Honest Jon, in his Cubbies cap,

ran out from behind homeplate

to adjudicate close calls. Nowadays,

we kid about the gang gathering

to play one more as older men.

But that parking deck is gone.


Parks Lanier is a well-known local poet who taught at Radford University for many years. In the late 90s, McDaniel once took classes taught by Lanier and refers to the senior poet as his mentor.


“I really have enjoyed working with Kevin McDaniel these past several years, encouraging him through two books and now a third soon to be published,” said Lanier. “‘Rubbernecking’ expresses so well his love of family and that sharp sense of observation that enlightens all his work. Kevin is a truly dedicated writer who devotes his time and talent to the pursuit of excellence. His wide publication record is testimony to how his dedication is being recognized and rewarded.”

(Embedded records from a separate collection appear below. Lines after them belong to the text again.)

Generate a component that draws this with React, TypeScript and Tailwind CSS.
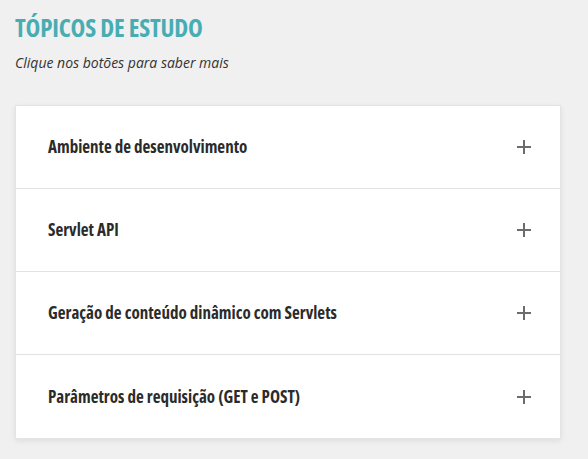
const topics = [
  "Ambiente de desenvolvimento",
  "Servlet API",
  "Geração de conteúdo dinâmico com Servlets",
  "Parâmetros de requisição (GET e POST)",
];

function PlusIcon() {
  return (
    <svg width="14" height="14" viewBox="0 0 14 14" className="text-[#6a6c6e]">
      <path d="M7 0v14M0 7h14" stroke="currentColor" strokeWidth="2" />
    </svg>
  );
}

function TopicRow({ title, last }: { title: string; last: boolean }) {
  return (
    <button
      className={`flex h-[83px] w-full items-center justify-between pl-[32px] pr-[29px] text-left ${
        last ? "" : "border-b border-[#e2e2e2]"
      }`}
    >
      <span className="text-[17px] font-bold text-[#2b2b2b] [font-stretch:75%]">
        {title}
      </span>
      <PlusIcon />
    </button>
  );
}

export default function App() {
  return (
    <div className="min-h-[459px] bg-[#f0f0f0] px-[15px] pt-[9px] font-['Open_Sans',sans-serif]">
      <h1 className="text-[25px] font-bold leading-[36px] tracking-[-0.2px] text-[#47adb3] [font-stretch:75%]">
        TÓPICOS DE ESTUDO
      </h1>
      <p className="mt-[8px] text-[14px] italic leading-[20px] text-[#333]">
        Clique nos botões para saber mais
      </p>
      <div className="mt-[32px] w-[546px] border border-[#e4e4e4] bg-white shadow-[0_2px_6px_rgba(0,0,0,0.08)]">
        {topics.map((t, i) => (
          <TopicRow key={t} title={t} last={i === topics.length - 1} />
        ))}
      </div>
    </div>
  );
}
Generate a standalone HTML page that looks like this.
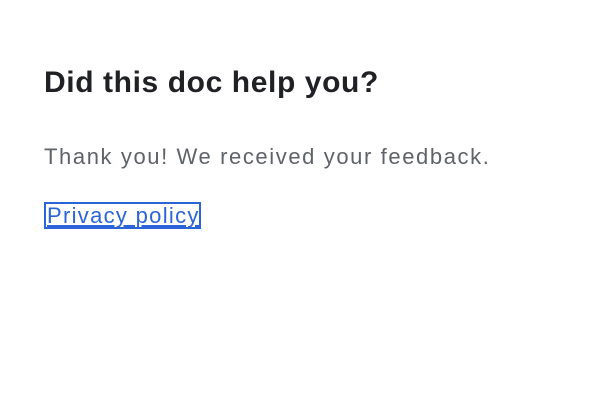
<!DOCTYPE html>
<html><head><meta charset="utf-8"><style>
html,body{margin:0;padding:0;background:#fff;width:594px;height:412px;overflow:hidden;font-family:"Liberation Sans",Arial,sans-serif;}
h1{position:absolute;left:44px;top:65px;margin:0;font-size:30px;font-weight:bold;color:#202124;line-height:36px;letter-spacing:0.6px;}
p{position:absolute;left:44px;top:143px;margin:0;font-size:22px;color:#5f6368;line-height:28px;letter-spacing:1.6px;}
a{position:absolute;left:44px;top:202px;box-sizing:border-box;width:157px;height:27px;border:2px solid #2b64d6;color:#2b64d6;font-size:22px;line-height:23px;padding-left:1px;text-decoration:underline;white-space:nowrap;overflow:hidden;letter-spacing:1.3px;}
</style></head><body>
<h1>Did this doc help you?</h1>
<p>Thank you! We received your feedback.</p>
<a>Privacy policy</a>
</body></html>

Recently, Lanier was notified that his poem, “At the Gates of Paradise” won Honorable Mention in the Grace Writers 2019 Contest, sponsored by Grace Lutheran Church in Oak Ridge, Tennessee.


At the Gates of Paradise


You ruined Firenze for me, you little witch of a pickpocket,

Sidling closer, ever closer, as we strained to hear our guide

Describe Ghiberti’s masterpiece, the beautiful Baptistery gates.

Oh, I knew they were replicas, fakes to save the real ones

From grimy tourists like me. I had seen their like in London

But seeing these in the shadow of Brunelleschi’s dome

Made them special, but you ruined the moment, you

With your tawdry jacket, sleeves slit for easier manipulation.

Each time I turned my head toward Adam and Eve or the Israelites

Bowing down to the golden calf, you would edge closer, itching

To get your hands on a purse or down a trouser pocket.

Finally, I told the guide to send you off, and she did, bluntly.

I saw you scurry over to the steps of Santa Maria and reach,

Affectionately, around the shoulders of two Japanese eager

For a photo op with a real Italian, authentic in every respect.

When you lowered your hands, you would clean them out.

O Lady of the Flowers, I prayed, have mercy on her, another thief

Like the one who died beside your Son, stealing from Him the last

Drop of salvation while the sun went dark at noon.


Both poets will likely attend the upcoming Open Mic at the Pulaski Public Library at 5 p.m. Thursday. The public is invited to participate or simply spectate.